2008年6月30日(月)19:30

ケーラー独大統領は当面リスボン条約に署名せず

ベルリン(AP)

ドイツのホルスト・ケーラー大統領は予想どおりEU改革リスボン条約の批准を停止した。大統領府は月曜日、大統領はリスボン条約の批准文書に当面署名しない。これは連邦憲法裁判所の要請に応えたものだ、と伝えた。カールスルーエの連邦憲法裁判所は、現在リスボン条約に反対する幾件かの訴訟を審理している。リスボン条約はアイルランドの国民投票による批准否決を受けて現在凍結状態である。ケーラー大統領の署名停止については、キリスト教民主同盟(CDU)と社会民主党(SPD)の中から批判の声があがった。

訴訟を起こした中には左派党(die Linke)も含まれる。左派党はキリスト教社会同盟(CSU)のペーター・ガウヴァイラー連邦議員と同様、リスボン条約が憲法違反であると訴えている。ケーラー大統領は連邦憲法裁判所の審理の結果を待つ意向である。リスボン条約はアイルランドの否決により、予定された2009年1月1日の発効が不可能と見られているが、少なくとも2009年6月の欧州議会選挙前の発効を目指している。

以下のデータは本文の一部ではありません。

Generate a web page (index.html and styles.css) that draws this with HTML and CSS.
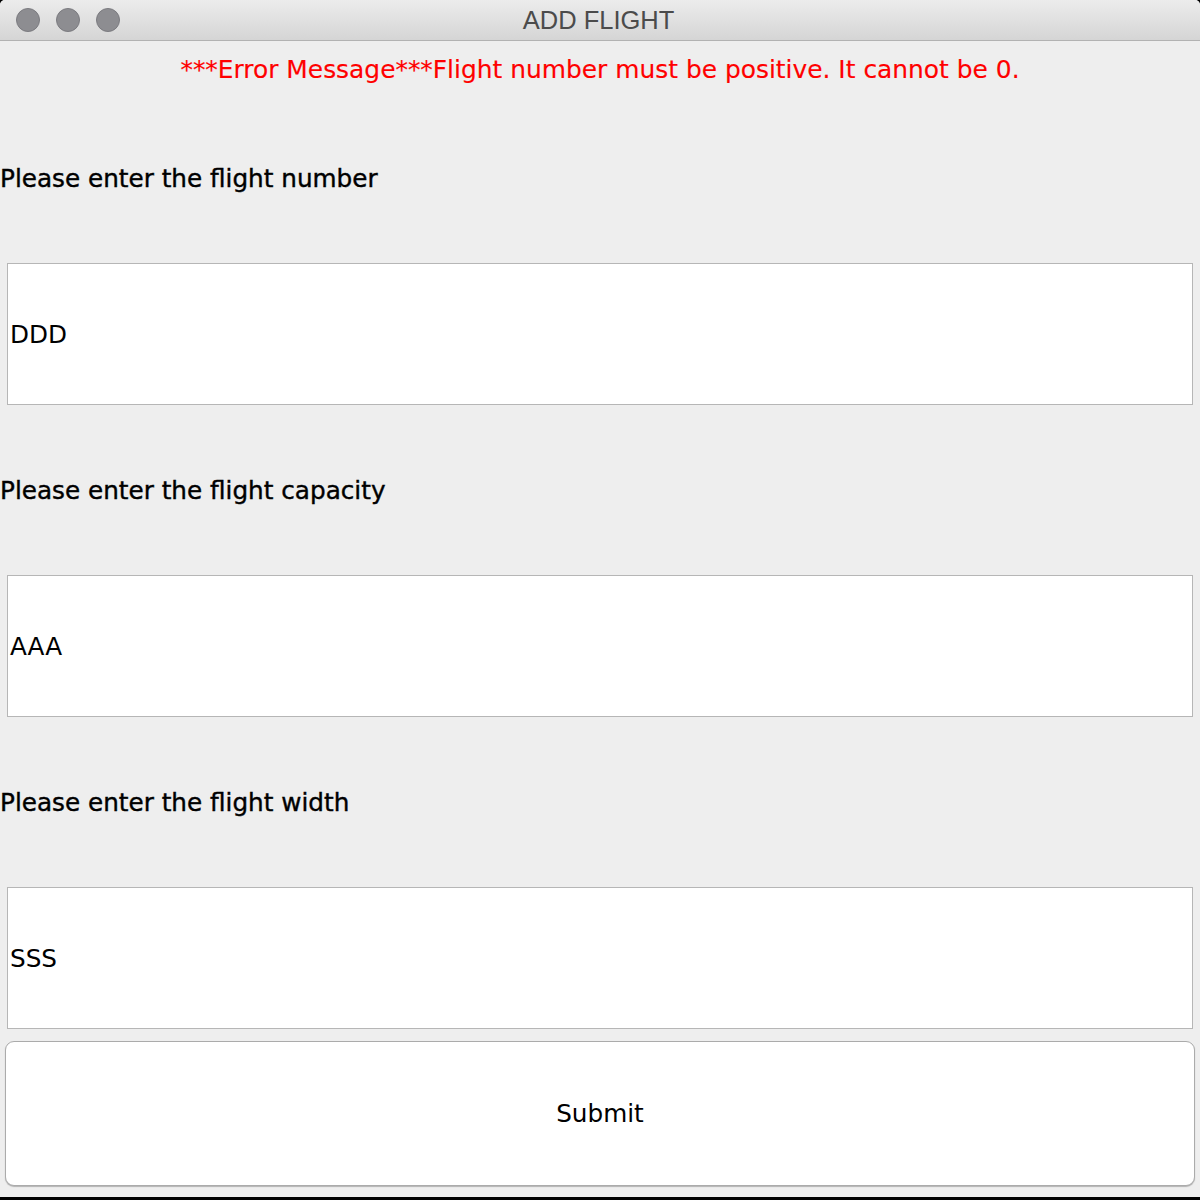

ドイツの連邦議会と連邦参議院はすでに条約の批准を終えている。

ケーラー大統領の決定はすでに予測されていた。大統領府は、決定は月曜日にカールスルーヘの憲法裁判所へ正式に伝えられた。署名延期はリスボン条約の承認法案と基本法との合致に関する大統領自身の判断とは何の関係もない、と述べた。

リスボン条約は、2005年の夏にフランスとオランダの国民投票で否決された欧州憲法に代わるものである。条約は欧州議会の権限を拡大することなどにより、EUの効率化と民主化を図るものである。

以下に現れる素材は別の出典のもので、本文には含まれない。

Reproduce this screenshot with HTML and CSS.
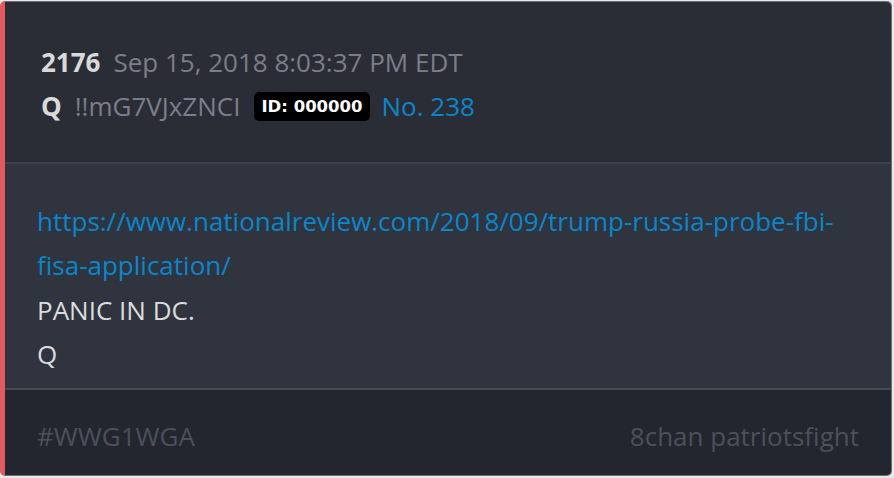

ドイツは批准に関してまだ切迫した状況には置かれていない。アイルランドのほかにもスウェーデンやスペインの批准承認がまだ行われていないからである。リスボン条約はチェコでも憲法裁判所で審理されている最中である。

左派党は最初の成果と評価

左派党はケーラー大統領の決定を訴訟の最初の成果と評価した。これにより大統領の署名の禁止を求める仮処分申請は不要になった、とグレゴール・ギジ党首は語った。

これに対してCDUとSPDの欧州議員からは批判の声が上がった。議員らは大統領の手続きは形式的には正しく、決定は尊重しなくてはならないと強調する一方で、大統領は「誤ったシグナル」を与えている。「アイルランドの国民投票否決を受けた議論を踏まえれば、これは欧州統合懐疑論者に追い風を送るようなものだ、とSPDのアクセル・シェーファーEU政策公報担当はハンデルスブラット紙Handelsblatt(火曜版)に語った。

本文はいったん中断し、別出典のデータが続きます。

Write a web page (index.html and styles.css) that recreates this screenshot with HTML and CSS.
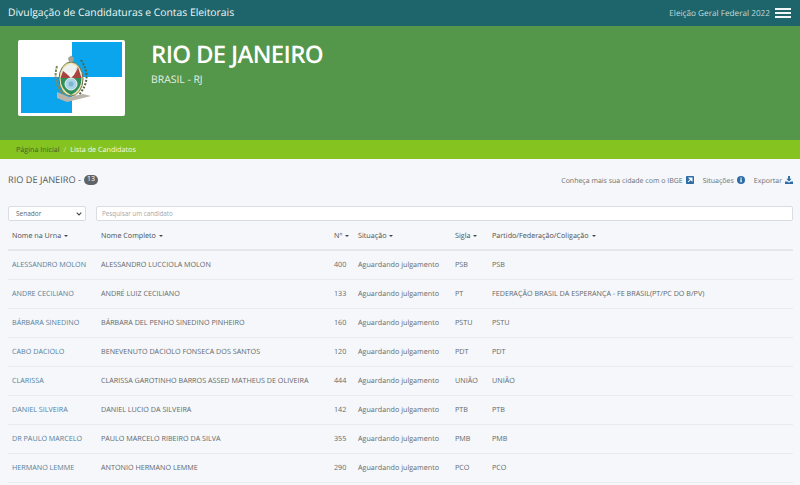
FILE: index.html
```html
<!DOCTYPE html>
<html lang="pt-BR">
<head>
<meta charset="utf-8">
<title>Divulgação de Candidaturas e Contas Eleitorais</title>
<link rel="stylesheet" href="styles.css">
</head>
<body>
<header class="topbar">
  <span class="topbar-title">Divulgação de Candidaturas e Contas Eleitorais</span>
  <div class="topbar-right">
    <span class="topbar-election">Eleição Geral Federal 2022</span>
    <span class="burger"><i></i><i></i><i></i></span>
  </div>
</header>
<section class="hero">
  <div class="flag">
    <svg viewBox="0 0 101 72" preserveAspectRatio="none" class="flag-svg">
      <rect width="101" height="72" fill="#fff"/>
      <rect x="51" y="0" width="50" height="35" fill="#0aa5ec"/>
      <rect x="0" y="35" width="51" height="36" fill="#0aa5ec"/>
      <path d="M36 24 Q31 42 44 54" fill="none" stroke="#7d8a5c" stroke-width="2" stroke-dasharray="2.500 1"/>
      <path d="M60 18 Q72 36 58 53" fill="none" stroke="#55633f" stroke-width="2" stroke-dasharray="2 1.500"/>
      <path d="M36 50 L48 55 L62 52 L70 54 L58 57 L46 60 L36 56Z" fill="#b9b5ad"/>
      <ellipse cx="50" cy="37" rx="12" ry="17" fill="#efe3ae" stroke="#69754f"/>
      <path d="M39.500 36 Q40 25 50 21.500 Q60 25 60.500 36Z" fill="#eef1ee"/>
      <path d="M39.500 36 L42 29 L47 33 L52 31 L57 25 L60.500 36Z" fill="#a8433f"/>
      <path d="M43 27 L50 31 L57 26 L53 33 L50 36 L47 33Z" fill="#f4f4f1"/>
      <path d="M39.500 36 H60.500 Q60.500 48 50 53 Q39.500 48 39.500 36Z" fill="#2f8f5c"/>
      <circle cx="50" cy="42" r="6" fill="#a9d3e6" stroke="#eef2ee"/>
      <circle cx="50" cy="42" r="2.500" fill="#7fb4cf"/>
      <path d="M47 16 L50 13.500 L53 16 L52 20 H48Z" fill="#a3a394"/>
    </svg>
  </div>
  <div class="hero-text">
    <h1>RIO DE JANEIRO</h1>
    <p>BRASIL - RJ</p>
  </div>
</section>
<nav class="crumbs">
  <span class="crumb-home">Página Inicial</span>
  <span class="crumb-sep">/</span>
  <span class="crumb-current">Lista de Candidatos</span>
</nav>
<main class="content">
  <div class="toolbar">
    <div class="place">RIO DE JANEIRO - <span class="badge">13</span></div>
    <div class="actions">
      <span class="action">Conheça mais sua cidade com o IBGE
        <svg class="icon" viewBox="0 0 10 10"><rect width="10" height="10" rx="1" fill="#2c6da8"/><path d="M2.500 7.500 L6.500 3.500 M4 2.500 H7.500 V6Z" stroke="#fff" stroke-width="1.300" fill="#fff"/></svg>
      </span>
      <span class="action">Situações
        <svg class="icon" viewBox="0 0 10 10"><circle cx="5" cy="5" r="5" fill="#2c6da8"/><rect x="4.200" y="4.200" width="1.700" height="3.600" fill="#fff"/><rect x="4.200" y="2" width="1.700" height="1.500" fill="#fff"/></svg>
      </span>
      <span class="action">Exportar
        <svg class="icon" viewBox="0 0 10 10"><path d="M3.800 0 H6.200 V3.500 H8.300 L5 7 L1.700 3.500 H3.800Z" fill="#2c6da8"/><path d="M0 7 H2.800 L5 8.500 L7.200 7 H10 V10 H0Z" fill="#2c6da8"/></svg>
      </span>
    </div>
  </div>
  <div class="filters">
    <div class="office-wrap">
      <select class="office"><option>Senador</option></select>
      <svg class="chevron" viewBox="0 0 6 4"><path d="M0.700 0.700 L3 3 L5.300 0.700" fill="none" stroke="#44484c" stroke-width="1.100"/></svg>
    </div>
    <input class="search" type="text" placeholder="Pesquisar um candidato">
  </div>
  <table class="grid">
    <colgroup>
      <col class="c-urna"><col class="c-nome"><col class="c-num"><col class="c-sit"><col class="c-sigla"><col>
    </colgroup>
    <thead>
      <tr>
        <th>Nome na Urna <b class="caret"></b></th>
        <th>Nome Completo <b class="caret"></b></th>
        <th>Nº <b class="caret"></b></th>
        <th>Situação <b class="caret"></b></th>
        <th>Sigla <b class="caret"></b></th>
        <th>Partido/Federação/Coligação <b class="caret"></b></th>
      </tr>
    </thead>
    <tbody>
      <tr><td class="link">ALESSANDRO MOLON</td><td>ALESSANDRO LUCCIOLA MOLON</td><td>400</td><td>Aguardando julgamento</td><td>PSB</td><td>PSB</td></tr>
      <tr><td class="link">ANDRE CECILIANO</td><td>ANDRÉ LUIZ CECILIANO</td><td>133</td><td>Aguardando julgamento</td><td>PT</td><td>FEDERAÇÃO BRASIL DA ESPERANÇA - FE BRASIL(PT/PC DO B/PV)</td></tr>
      <tr><td class="link">BÁRBARA SINEDINO</td><td>BÁRBARA DEL PENHO SINEDINO PINHEIRO</td><td>160</td><td>Aguardando julgamento</td><td>PSTU</td><td>PSTU</td></tr>
      <tr><td class="link">CABO DACIOLO</td><td>BENEVENUTO DACIOLO FONSECA DOS SANTOS</td><td>120</td><td>Aguardando julgamento</td><td>PDT</td><td>PDT</td></tr>
      <tr><td class="link">CLARISSA</td><td>CLARISSA GAROTINHO BARROS ASSED MATHEUS DE OLIVEIRA</td><td>444</td><td>Aguardando julgamento</td><td>UNIÃO</td><td>UNIÃO</td></tr>
      <tr><td class="link">DANIEL SILVEIRA</td><td>DANIEL LUCIO DA SILVEIRA</td><td>142</td><td>Aguardando julgamento</td><td>PTB</td><td>PTB</td></tr>
      <tr><td class="link">DR PAULO MARCELO</td><td>PAULO MARCELO RIBEIRO DA SILVA</td><td>355</td><td>Aguardando julgamento</td><td>PMB</td><td>PMB</td></tr>
      <tr><td class="link">HERMANO LEMME</td><td>ANTONIO HERMANO LEMME</td><td>290</td><td>Aguardando julgamento</td><td>PCO</td><td>PCO</td></tr>
    </tbody>
  </table>
</main>
</body>
</html>
```
FILE: styles.css
```css
* { box-sizing: border-box; }
html, body { height: 100%; }
body {
  margin: 0;
  height: 485px;
  overflow: hidden;
  background: #f5f7fa;
  color: #63686c;
  font-family: "Open Sans", "Liberation Sans", sans-serif;
  font-size: 7.200px;
  text-rendering: geometricPrecision;
}
.topbar {
  height: 26px;
  background: #1d656b;
  display: flex;
  align-items: center;
  justify-content: space-between;
  padding: 0 9px 0 8px;
}
.topbar-title { color: #f0f6f5; font-size: 10.350px; }
.topbar-right { display: flex; align-items: center; gap: 5px; }
.topbar-election { color: #c6dbd9; font-size: 8.200px; }
.burger { display: flex; flex-direction: column; gap: 2px; width: 16px; }
.burger i { display: block; height: 2px; background: #f2f6f6; }
.hero {
  height: 114px;
  background: #54964a;
  padding: 14px 18px 0;
  display: flex;
  align-items: flex-start;
  gap: 26px;
}
.flag {
  width: 107px;
  height: 76px;
  background: #fff;
  border-radius: 2px;
  padding: 2px 3px;
  flex: none;
}
.flag-svg { display: block; width: 100%; height: 100%; }
.hero-text h1 {
  margin: 0;
  color: #fff;
  font-size: 24px;
  line-height: 30px;
  font-weight: 600;
  letter-spacing: -0.7px;
}
.hero-text p {
  margin: 3px 0 0;
  color: #e6f0e4;
  font-size: 10.400px;
  line-height: 14px;
}
.crumbs {
  height: 19px;
  background: #85c320;
  padding: 0 16px;
  display: flex;
  align-items: center;
  gap: 4px;
  font-size: 7.200px;
}
.crumb-home { color: #3f5f2f; }
.crumb-sep { color: #c9e68f; }
.crumb-current { color: #f4f9e8; }
.content { padding: 0 7px 0 8px; }
.toolbar {
  height: 47px;
  display: flex;
  align-items: flex-start;
  justify-content: space-between;
  padding-top: 14px;
}
.place { font-size: 9.200px; color: #55595d; display: flex; align-items: center; gap: 3px; }
.badge {
  background: #5f6468;
  color: #fff;
  border-radius: 6px;
  font-size: 7px;
  line-height: 10px;
  padding: 0 3px;
}
.actions { display: flex; gap: 9px; padding-top: 3px; }
.action { display: flex; align-items: center; gap: 3px; color: #6a6f73; font-size: 7px; line-height: 10px; }
.icon { width: 8px; height: 8px; display: block; margin-bottom: 3px; }
.filters { display: flex; gap: 10px; height: 15px; }
.office-wrap { position: relative; width: 78px; height: 15px; flex: none; }
.office {
  display: block;
  width: 100%;
  height: 15px;
  padding: 0 7px;
  border: 1px solid #d9dde1;
  border-radius: 2px;
  background: #fff;
  color: #60656a;
  appearance: none;
  font: 6.500px "Open Sans", "Liberation Sans", sans-serif;
}
.chevron {
  position: absolute;
  right: 4px;
  top: 6px;
  width: 6px;
  height: 4px;
  display: block;
}
.search {
  flex: 1;
  height: 15px;
  padding: 0 5px;
  border: 1px solid #d9dde1;
  border-radius: 2px;
  background: #fff;
  font: 6.300px "Open Sans", "Liberation Sans", sans-serif;
}
.search::placeholder { color: #a4a9ad; opacity: 1; }
.grid {
  width: 100%;
  margin-top: 1px;
  border-collapse: collapse;
  table-layout: fixed;
}
.c-urna { width: 89px; }
.c-nome { width: 233px; }
.c-num { width: 24px; }
.c-sit { width: 97px; }
.c-sigla { width: 37px; }
.grid th, .grid td { padding: 0 0 0 4px; text-align: left; white-space: nowrap; }
.grid th {
  height: 28px;
  font-weight: 500;
  color: #4a4e52;
  border-bottom: 2px solid #e4e7ea;
}
.grid td {
  height: 29px;
  border-bottom: 1px solid #e8ebee;
}
.grid td.link { color: #55809a; }
.caret {
  display: inline-block;
  width: 0;
  height: 0;
  margin-left: 1px;
  vertical-align: middle;
  border-top: 2.500px solid #44484c;
  border-left: 2.500px solid transparent;
  border-right: 2.500px solid transparent;
}
```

連邦議会のグンター・クリヒバウムEU委員会委員長(CDU)も、「政治的なシグナル効果を考えれば別の方式が望ましかった」と述べた。委員長はハンデルスブラット紙とフランクフルター・ルントシャウ紙で、マーストリヒト条約でのローマン・ヘルツォーク元大統領の対応に触れた。当時ヘルツォーク大統領はマーストリヒト条約に署名したものの、提出については控えた。ケーラー大統領も同様に署名した後、憲法裁判所の判断が下りるまで文書を保管することができたはずである、と委員長は語った。

一方、自由民主党(FDP)のヴェルナー・ホイヤー欧州議員はハンデルスブラット紙でケーラー大統領を擁護した。大統領の手続きは「連邦憲法裁判所に対する敬意のしるしであり、それゆえ自明のこと」である。緑の党のラインダー・シュテーンブロックEU政策公報担当も、フランクフルター・ルントシャウ紙で「通常の手続きであり、決してリスボン条約に反対する訴えを認めるものではない」。しかしそれが批准手続きの遅延につながることがあってはならない、と述べた。